Nitekim, istinaf başvuruları üzerine bölge idare mahkemelerince verilecek kararlara ilişkin 45. madde düzenlemesi ile temyiz incelemesi üzerine Danıştay tarafından verilecek kararlara ilişkin 49. madde düzenlemesi, 2577 sayılı Kanunda 6545 sayılı Kanunla eş zamanlı getirilmiş değişiklikler olup, Yasa koyucu tarafından 49. maddede, temyiz incelemesi üzerine verilecek onama ve bozma kararları bentler halinde ayrıntılı biçimde belirtilmişken, aynı Kanunun 45. maddesinin 3. ve 4. fıkralarında istinaf başvuruları üzerine verilecek kararla ilgili olarak 49. maddeden farklı terimler ve usuller getirilmiş olması yukarıdaki görüşü doğrular mahiyettedir.

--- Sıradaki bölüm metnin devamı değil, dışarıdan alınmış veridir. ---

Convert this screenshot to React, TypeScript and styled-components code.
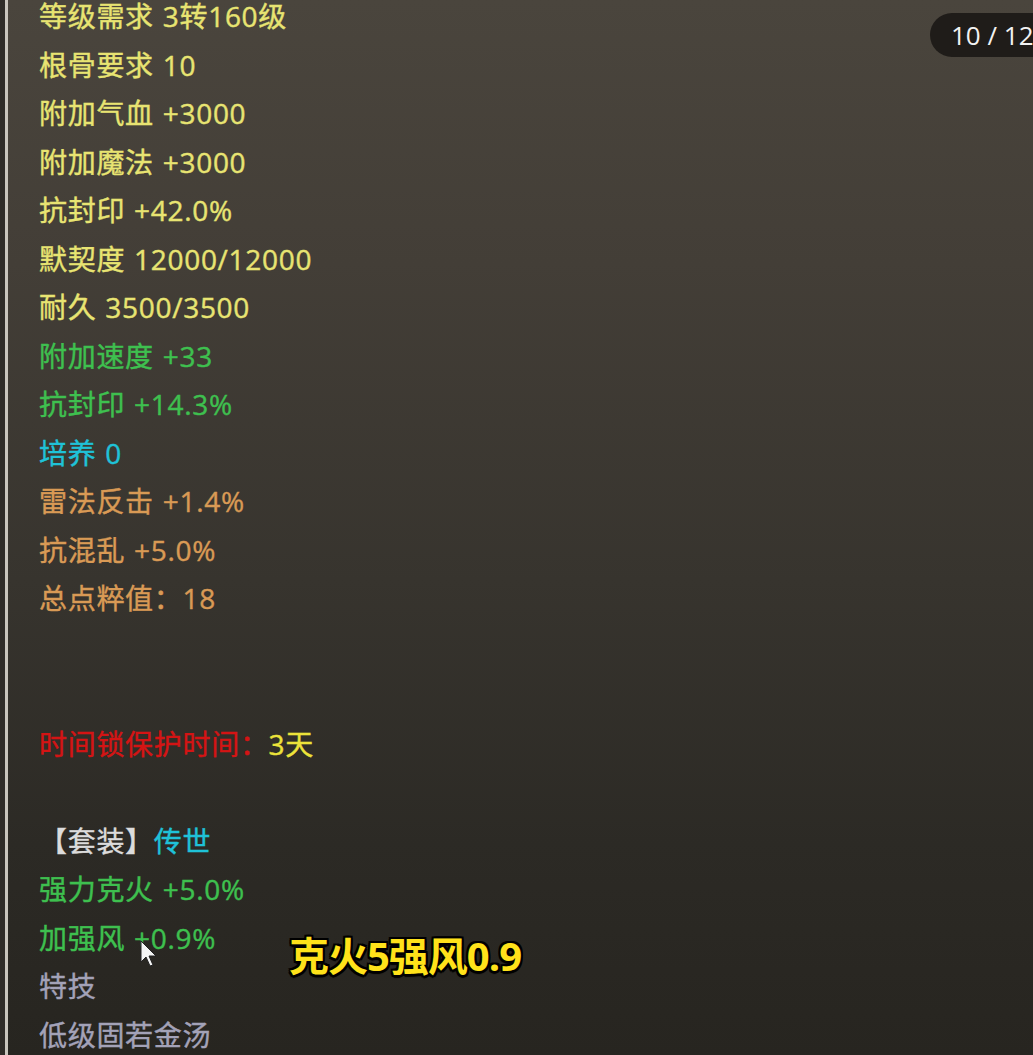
import React from "react";
import styled, { createGlobalStyle } from "styled-components";

const Global = createGlobalStyle`
  html, body { margin: 0; padding: 0; }
  body {
    width: 1033px;
    height: 1055px;
    overflow: hidden;
    background: #2a2823;
    font-family: "Open Sans", "Noto Sans CJK SC", sans-serif;
  }
`;

const Screen = styled.div`
  position: relative;
  width: 1033px;
  height: 1055px;
  overflow: hidden;
  display: flex;
  background: linear-gradient(180deg, #4a453d 0%, #433e37 25%, #37342e 55%, #2c2a25 80%, #272520 100%);
`;

const EdgeDark = styled.div`
  width: 5px;
  flex: none;
  background: #2f2c28;
`;

const EdgeLine = styled.div`
  width: 3px;
  flex: none;
  background: #c9c5bd;
`;

const List = styled.div`
  display: flex;
  flex-direction: column;
  padding-left: 31px;
  margin-top: -8px;
`;

const Row = styled.div<{ $c: string }>`
  height: 48.5px;
  line-height: 48.5px;
  font-family: "Open Sans", "Noto Sans CJK SC", sans-serif;
  font-size: 28px;
  font-weight: 400;
  letter-spacing: 0.7px;
  word-spacing: 1px;
  -webkit-text-stroke: 0.4px ${(p) => p.$c};
  color: ${(p) => p.$c};
  white-space: pre;
`;

const Span = styled.span<{ $c: string }>`
  color: ${(p) => p.$c};
  -webkit-text-stroke: 0.4px ${(p) => p.$c};
`;

const Badge = styled.div`
  position: absolute;
  top: 13px;
  left: 930px;
  height: 44px;
  padding: 0 20px 0 21px;
  border-radius: 22px;
  background: #1f1c19;
  color: #f2f2f2;
  font-family: "Open Sans", sans-serif;
  font-size: 26px;
  line-height: 44px;
  white-space: pre;
`;

const Caption = styled.div`
  position: absolute;
  left: 289px;
  top: 927px;
  font-family: "Open Sans", "Noto Sans CJK SC", sans-serif;
  font-size: 40px;
  font-weight: 700;
  color: #ffe21a;
  line-height: 58px;
  letter-spacing: -1px;
  white-space: pre;
  text-shadow: -2px -2px 0 #000, 2px -2px 0 #000, -2px 2px 0 #000, 2px 2px 0 #000,
    0 2px 0 #000, 0 -2px 0 #000, 2px 0 0 #000, -2px 0 0 #000, 0 3px 1px #000;
`;

const Cursor = styled.svg`
  position: absolute;
  left: 140px;
  top: 940px;
`;

const YELLOW = "#e8e472";
const GREEN = "#3ec04f";
const CYAN = "#1fc2d8";
const ORANGE = "#d99a55";
const RED = "#d41414";
const GRAY = "#a3a2b8";
const WHITE = "#dcdcdc";
const GOLD = "#ece33a";

type Item = { t: string; c: string } | null;

const rows: Item[] = [
  { t: "等级需求 3转160级", c: YELLOW },
  { t: "根骨要求 10", c: YELLOW },
  { t: "附加气血 +3000", c: YELLOW },
  { t: "附加魔法 +3000", c: YELLOW },
  { t: "抗封印 +42.0%", c: YELLOW },
  { t: "默契度 12000/12000", c: YELLOW },
  { t: "耐久 3500/3500", c: YELLOW },
  { t: "附加速度 +33", c: GREEN },
  { t: "抗封印 +14.3%", c: GREEN },
  { t: "培养 0", c: CYAN },
  { t: "雷法反击 +1.4%", c: ORANGE },
  { t: "抗混乱 +5.0%", c: ORANGE },
  { t: "总点粹值：18", c: ORANGE },
  null,
  null,
];

const tail: { t: string; c: string }[] = [
  { t: "强力克火 +5.0%", c: GREEN },
  { t: "加强风 +0.9%", c: GREEN },
  { t: "特技", c: GRAY },
  { t: "低级固若金汤", c: GRAY },
];

export default function App() {
  return (
    <>
      <Global />
      <Screen>
        <EdgeDark />
        <EdgeLine />
        <List>
          {rows.map((r, i) => (
            <Row key={i} $c={r ? r.c : YELLOW}>
              {r ? r.t : " "}
            </Row>
          ))}
          <Row $c={RED}>
            时间锁保护时间：<Span $c={GOLD}>3天</Span>
          </Row>
          <Row $c={WHITE}> </Row>
          <Row $c={WHITE}>
            【套装】<Span $c={CYAN}>传世</Span>
          </Row>
          {tail.map((r, i) => (
            <Row key={"t" + i} $c={r.c}>
              {r.t}
            </Row>
          ))}
        </List>
        <Badge>10 / 12</Badge>
        <Caption>克火5强风0.9</Caption>
        <Cursor width="18" height="28" viewBox="0 0 18 28">
          <path d="M1 1 L1 22 L6 17 L10 26 L13 25 L9 16 L16 16 Z" fill="#f4f4f4" stroke="#222" strokeWidth="1" />
        </Cursor>
      </Screen>
    </>
  );
}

Belirtilen nedenlerle, yaptığı inceleme sonunda ilk derece mahkemesi kararını hukuka uygun bulması durumunda istinaf başvurusunun reddine; hukuka uygun bulmaması durumunda ise istinaf başvurusunun kabulü ile ilk derece mahkemesi kararını kaldırarak işin esası hakkında yeniden bir karar verecek olan bölge idare mahkemelerince, istinaf incelemesine konu kararda sonucu itibarıyla hukuka aykırılık görülmemekle birlikte gerekçesinin hukuka uygun bulunmadığı hallerde, ilk derece mahkemesi kararının gerekçesinin değiştirilerek istinaf isteminin reddine karar verilmesi mümkün bulunmadığından, Vergi Mahkemesi kararına yöneltilen istinaf başvurusunun yazılı gerekçeyle reddi yolundaki Vergi Dava Dairesi kararının bozulması gerekmiştir.
KARAR SONUCU:
Açıklanan nedenlerle;
1. … Bölge İdare Mahkemesi ... Vergi Dava Dairesinin … tarih ve E:…, K:… sayılı kararının BOZULMASINA,
2. Yeniden bir karar verilmek üzere dosyanın ilgili Vergi Dava Dairesine gönderilmesine,
3. Yargılama giderlerinin yeniden verilecek kararda karşılanması gerektiğine, 01/07/2021 tarihinde oybirliğiyle kesin olarak karar verildi.